#### DATASET CONTENT
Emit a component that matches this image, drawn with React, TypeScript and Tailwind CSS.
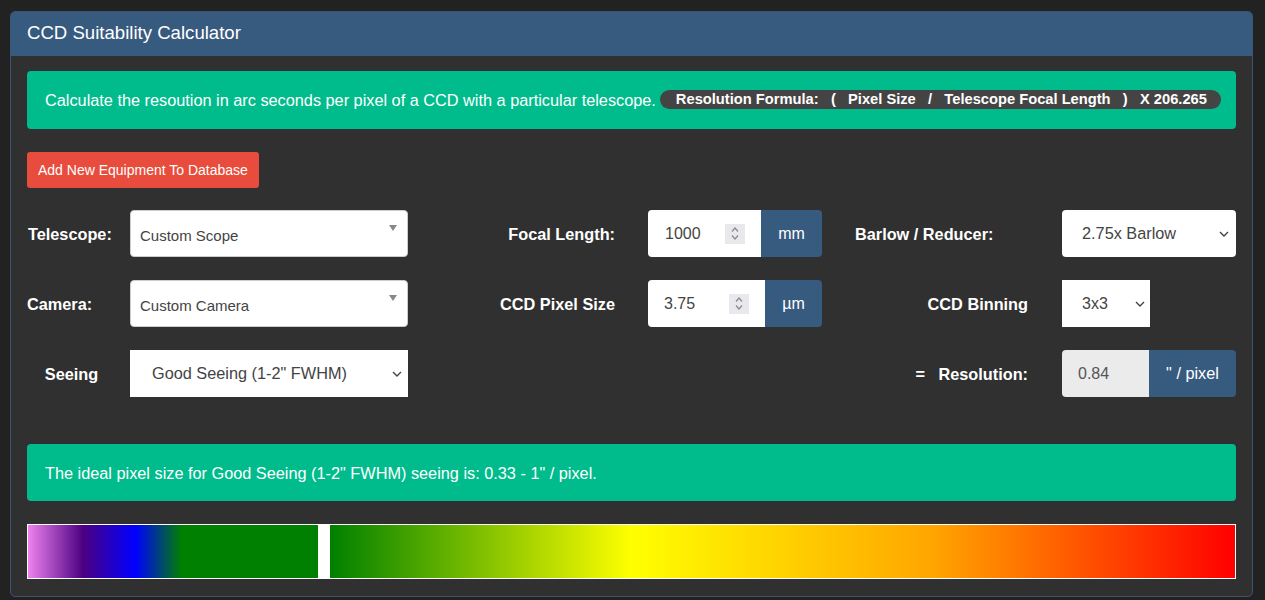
import React from "react";

const font = { fontFamily: '"Liberation Sans", Arial, sans-serif' };

function Chevron() {
  return (
    <svg width="10" height="6" viewBox="0 0 10 6" className="shrink-0">
      <polyline points="1,1 5,5 9,1" fill="none" stroke="#444" strokeWidth="1.4" />
    </svg>
  );
}

function Spinner() {
  return (
    <div className="w-[20px] h-[20px] bg-[#e9e9ed] flex flex-col items-center justify-center gap-[3px] shrink-0">
      <svg width="8" height="5" viewBox="0 0 8 5">
        <polyline points="1,4.5 4,1 7,4.5" fill="none" stroke="#8a8a8a" strokeWidth="1.2" />
      </svg>
      <svg width="8" height="5" viewBox="0 0 8 5">
        <polyline points="1,0.5 4,4 7,0.5" fill="none" stroke="#8a8a8a" strokeWidth="1.2" />
      </svg>
    </div>
  );
}

function ChosenSelect({ value }: { value: string }) {
  return (
    <div className="relative w-[278px] h-[47px] bg-white rounded-[4px] border border-[#ccc] flex items-center pl-[9px] pt-[5px] text-[15px] text-[#444]">
      {value}
      <span className="absolute right-[10px] top-[14px] w-0 h-0 border-l-[4px] border-r-[4px] border-t-[6px] border-l-transparent border-r-transparent border-t-[#888]" />
    </div>
  );
}

function Label({ children, className = "" }: { children: React.ReactNode; className?: string }) {
  return <div className={"font-bold text-[16.3px] text-white pt-[2px] " + className}>{children}</div>;
}

export default function App() {
  return (
    <div className="min-h-[600px] bg-[#222] pt-[11px] pl-[10px]" style={font}>
      <div className="w-[1243px] rounded-[5px] border border-[#3b5470] bg-[#303030] overflow-hidden">
        {/* title bar */}
        <div className="h-[44px] bg-[#375a7f] flex items-center px-[16px] pb-[3px] text-[18.6px] text-white">
          CCD Suitability Calculator
        </div>

        <div className="px-[16px] pt-[15px] pb-[17px]">
          {/* intro */}
          <div className="h-[58px] rounded-[4px] bg-[#00bc8c] flex items-center pl-[18px] text-[16.3px] text-white">
            <span className="pt-[1px]">Calculate the resoution in arc seconds per pixel of a CCD with a particular telescope.</span>
            <span className="ml-[4px] -mt-[2px] h-[19px] rounded-full bg-[#444] flex items-center pl-[16px] pr-[14px] text-[14.7px] font-bold text-white whitespace-pre">
              {"Resolution Formula:   (   Pixel Size   /   Telescope Focal Length   )   X 206.265"}
            </span>
          </div>

          {/* action */}
          <button className="mt-[23px] h-[36px] px-[11px] rounded-[3px] bg-[#e74c3c] text-[14px] text-white">
            Add New Equipment To Database
          </button>

          {/* row 1 */}
          <div className="mt-[22px] flex items-center h-[47px]">
            <Label className="w-[103px] pl-[1px]">Telescope:</Label>
            <ChosenSelect value="Custom Scope" />
            <Label className="w-[207px] text-right">Focal Length:</Label>
            <div className="ml-[33px] w-[174px] h-[47px] flex rounded-[4px] overflow-hidden">
              <div className="flex-1 bg-white flex items-center pl-[17px] pr-[16px] text-[16px] text-[#444]">
                <span className="flex-1">1000</span>
                <Spinner />
              </div>
              <div className="w-[61px] bg-[#375a7f] flex items-center justify-center text-[16px] text-white">mm</div>
            </div>
            <Label className="ml-[33px] w-[173px]">Barlow / Reducer:</Label>
            <div className="ml-[34px] w-[174px] h-[47px] rounded-[4px] bg-white flex items-center pl-[20px] pr-[7px] text-[16.3px] text-[#444]">
              <span className="flex-1">2.75x Barlow</span>
              <Chevron />
            </div>
          </div>

          {/* row 2 */}
          <div className="mt-[23px] flex items-center h-[47px]">
            <Label className="w-[103px]">Camera:</Label>
            <ChosenSelect value="Custom Camera" />
            <Label className="w-[207px] text-right">CCD Pixel Size</Label>
            <div className="ml-[33px] w-[174px] h-[47px] flex rounded-[4px] overflow-hidden">
              <div className="flex-1 bg-white flex items-center pl-[16px] pr-[16px] text-[16px] text-[#444]">
                <span className="flex-1">3.75</span>
                <Spinner />
              </div>
              <div className="w-[57px] bg-[#375a7f] flex items-center justify-center text-[16px] text-white">µm</div>
            </div>
            <Label className="ml-[33px] w-[173px] text-right">CCD Binning</Label>
            <div className="ml-[34px] w-[88px] h-[47px] bg-white flex items-center pl-[20px] pr-[5px] text-[16px] text-[#444]">
              <span className="flex-1">3x3</span>
              <Chevron />
            </div>
          </div>

          {/* row 3 */}
          <div className="mt-[23px] flex items-center h-[47px]">
            <Label className="w-[89px] mr-[14px] text-center">Seeing</Label>
            <div className="w-[278px] h-[47px] bg-white flex items-center pl-[22px] pr-[6px] text-[16.3px] text-[#444]">
              <span className="flex-1">Good Seeing (1-2" FWHM)</span>
              <Chevron />
            </div>
            <div className="w-[447px]" />
            <Label className="w-[173px] text-right whitespace-pre">{"=   Resolution:"}</Label>
            <div className="ml-[34px] w-[174px] h-[47px] flex rounded-[4px] overflow-hidden">
              <div className="w-[87px] bg-[#ebebeb] flex items-center pl-[16px] text-[16px] text-[#555]">0.84</div>
              <div className="flex-1 bg-[#375a7f] flex items-center justify-center text-[16.3px] text-white">" / pixel</div>
            </div>
          </div>

          {/* seeing advice */}
          <div className="mt-[47px] h-[57px] rounded-[4px] bg-[#00bc8c] flex items-center pl-[18px] pt-[1px] text-[16.3px] text-white">
            The ideal pixel size for Good Seeing (1-2" FWHM) seeing is: 0.33 - 1" / pixel.
          </div>

          {/* resolution scale */}
          <div className="mt-[23px] h-[55px] border border-white bg-white flex">
            <div className="w-[290px] bg-[linear-gradient(to_right,#ee82ee_0%,#4b0082_19%,#0000ff_37%,#008000_53%,#008000_100%)]" />
            <div className="w-[12px] bg-white" />
            <div className="flex-1 bg-[linear-gradient(to_right,#008000,#ffff00,#ffa500,#ff0000)]" />
          </div>
        </div>
      </div>
    </div>
  );
}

#### DO THIS
Search the lines for the string "React" and copy every line that has it.

#### SOLVED PROBLEM
Emit a component that matches this image, drawn with React, TypeScript and Tailwind CSS.
import React from "react";
function Label({ children, className = "" }: { children: React.ReactNode; className?: string }) {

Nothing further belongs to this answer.